Other aspects of public life endured similar shifts, enabling the political class to build power. As Bridges notes, recipients of local aid probably cared little if support came from wealthy patricians or ward heelers, “In sum, the career politician began where the patrician left off. The friendship for the poor and the workingman that was a hallmark of the persona of the boss was part of the career politician from the beginning.” (74) Moreover, the local artisanal association, community groups, and other smaller organizations created the foundation for ward politics, though the ward already served as the city’s primary political unit.

If Wilentz illustrates that the occupational diversity of craftsmen hindered attempts at political unity, Bridges reminds the readers that even “professionals” such as lawyer George Templeton Strong did not necessarily identify with their fellow attorney’s. Class divisions remained. Working men advocates such as the infamous Mike Walsh preceded bosses and the machine system, contributing to its scaffolding. One of Bridges key insights, which she expands upon later in Morning Glories, remains that “reformers” or good government types often wanted to reshape government because they feared/hated the immigrant hordes.

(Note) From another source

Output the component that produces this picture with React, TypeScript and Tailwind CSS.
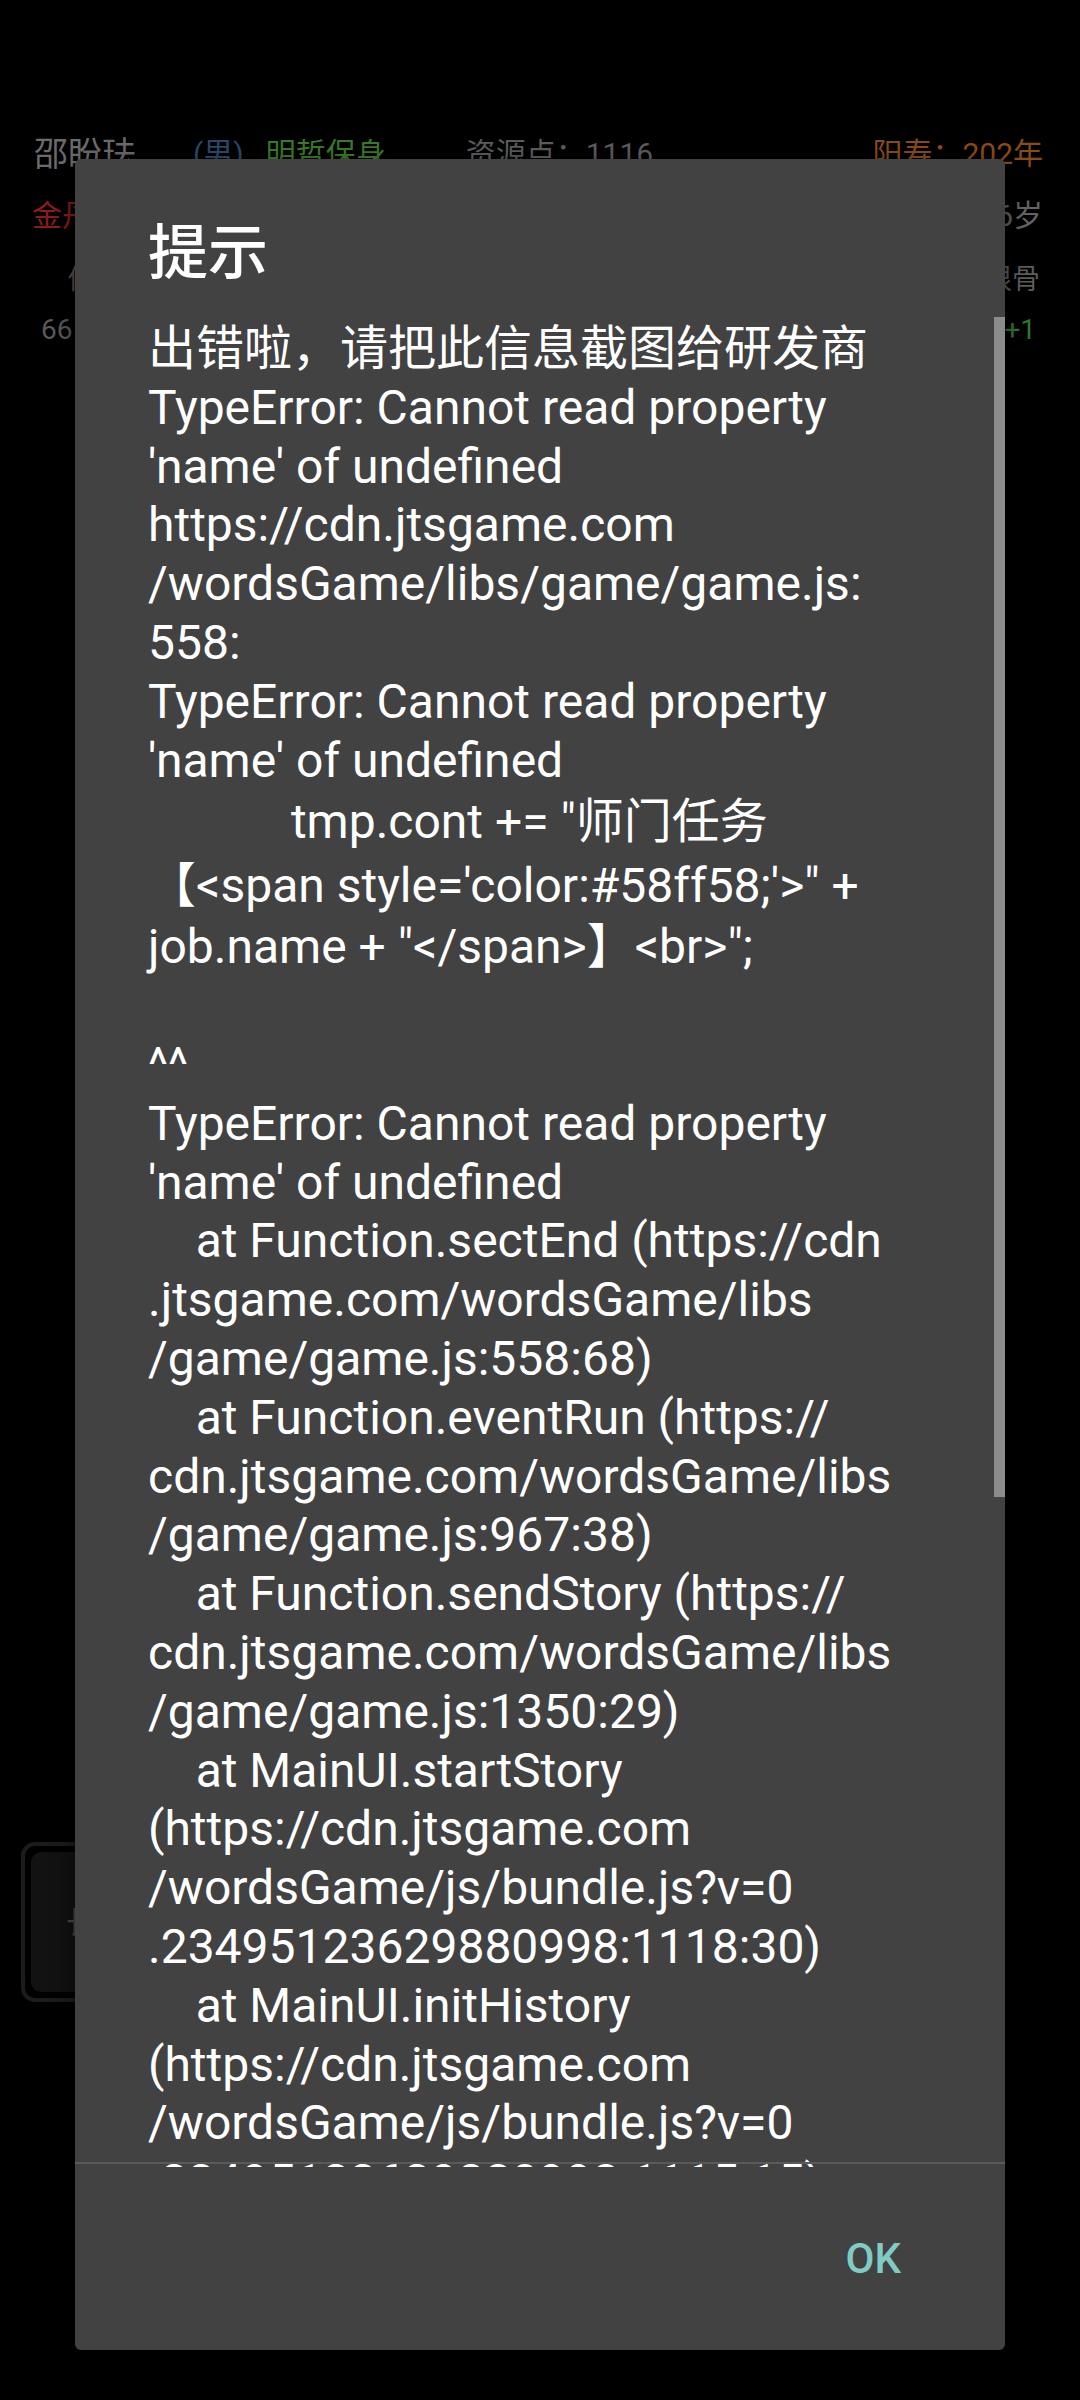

One of the primary weaknesses of both Wilentz and Bridges books is the failure to address gender in any great detail. Although Wilentz does mention it in numerous places… still, he fails to delve deeper into this topic. It is highly unlikely that gender played no role in the development of American politics in New York City. Both of these books look at a period that corresponds to the rise of women's social movements and the Second Great Awakening. It is a whiff on the part of both authors.